Dad often liked to play pranks and to wind people up a bit, especially women. An example of this was his life-size model of a giant weta. He would wind up our secretary by placing the weta on top of the office computer, which she would promptly remove as it looked like it was going to jump on her! On another occasion, Dad had shot a possum and draped it over the bonnet of her car!

Dad was also full of advice and support. When I was unsure what I wanted to study at university and where it would lead me, he said "It doesn’t matter what you study – the important thing is that you enjoy yourself – you go to university to learn how to learn and how to teach yourself." He was right. After Granddad died he said "There is a beginning and an end. Everyone has to die some day, sometimes that day comes sooner than you expect.
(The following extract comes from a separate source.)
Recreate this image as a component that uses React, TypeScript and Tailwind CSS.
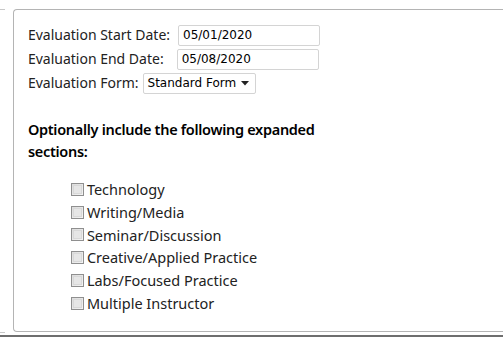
import React from "react";

const sections = [
  "Technology",
  "Writing/Media",
  "Seminar/Discussion",
  "Creative/Applied Practice",
  "Labs/Focused Practice",
  "Multiple Instructor",
];

export default function App() {
  return (
    <div
      className="w-[503px] h-[339px] overflow-hidden bg-white text-[#222]"
      style={{ fontFamily: '"Segoe UI", "Noto Sans", "Open Sans", sans-serif' }}
    >
      <div className="flex pt-[9px]">
        <div className="w-[5px] flex flex-col justify-between">
          <div className="h-px bg-[#c8c8c8]" />
          <div className="h-px bg-[#c8c8c8] mb-[-1px]" />
        </div>
        <div className="ml-[8px] w-[500px] h-[323px] border border-r-0 border-[#b4b4b4] rounded-l-[4px] pl-[14px] pt-[14px]">
          <div className="flex flex-col gap-[2px] text-[14px] leading-[22px]">
            <div className="flex items-center h-[22px]">
              <span>Evaluation Start Date:</span>
              <input
                readOnly
                value="05/01/2020"
                className="ml-[8px] w-[142px] h-[21px] border border-[#d4d4d4] rounded-[2px] px-[4px] text-[12px] text-black outline-none"
                style={{ fontFamily: 'Tahoma, "DejaVu Sans", sans-serif' }}
              />
            </div>
            <div className="flex items-center h-[22px]">
              <span>Evaluation End Date:</span>
              <input
                readOnly
                value="05/08/2020"
                className="ml-[13px] w-[142px] h-[21px] border border-[#d4d4d4] rounded-[2px] px-[4px] text-[12px] text-black outline-none"
                style={{ fontFamily: 'Tahoma, "DejaVu Sans", sans-serif' }}
              />
            </div>
            <div className="flex items-center h-[22px]">
              <span>Evaluation Form:</span>
              <div
                className="ml-[4px] w-[113px] h-[21px] border border-[#d4d4d4] rounded-[2px] flex items-center justify-between pl-[4px] pr-[6px] text-[12px] text-black"
                style={{ fontFamily: 'Tahoma, "DejaVu Sans", sans-serif' }}
              >
                <span>Standard Form</span>
                <svg width="8" height="5" viewBox="0 0 8 5">
                  <path d="M0 0h8L4 4.5z" fill="#222" />
                </svg>
              </div>
            </div>
          </div>

          <p className="mt-[24px] w-[310px] text-[14.5px] leading-[22px] font-semibold tracking-[-0.3px] text-black">
            Optionally include the following expanded sections:
          </p>

          <ul className="mt-[16px] ml-[43px] flex flex-col text-[14.5px] leading-[22.8px]">
            {sections.map((s) => (
              <li key={s} className="flex items-center h-[22.8px]">
                <span className="w-[13px] h-[13px] border border-[#8f8f8f] bg-gradient-to-br from-[#dcdcdc] to-[#f4f4f4] p-[1px]">
                  <span className="block w-full h-full border border-[#d8d8d8] bg-[#e6e6e6]" />
                </span>
                <span className="ml-[3px]">{s}</span>
              </li>
            ))}
          </ul>
        </div>
      </div>
      <div className="mt-[3px] h-[2px] bg-[#6e6e6e]" />
    </div>
  );
}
Just like the sun reappears after a storm over Aoraki, you will remember how to smile and laugh again and remember the good times you had together." I’ve been telling myself that a lot over the past few days.

There were so many trips Dad still wanted to do. Each time he got to the top of one mountain he would spot another one that he wanted to climb, another ski tour he wanted to do, another trip to do with his family. I’m sure he’d be annoyed that he’s missing out on the best ski season we’ve had in a long time.

I’d like to finish with a Maori proverb:

Whakataka te hau kit e uru
Whakataka te hau ki te tonga
Kia makinakina i uta
Kia mataratara i tai
Kia hi ake ana te atakura
He tio, he huka, he hauhunga
Tihei mauri ora!

Let the cold winds from the west
and from the south, that assail
the lands and seas, desist.
Let the red-tipped dawn come
with a touch of frost, a sharpened
air, the promise of a glorious day.
Behold, we live!

Mein lieber Papa! Du bist jetzt da oben; du fährst die schönsten Hänge und kletterst die Berge deiner Träme.

We’ll be thinking of you Dad, when we’re out there climbing, skiing, tramping – doing the things we loved to do with you, continuing the things you taught us. We hold you in our hearts. We’re going to miss you Dad.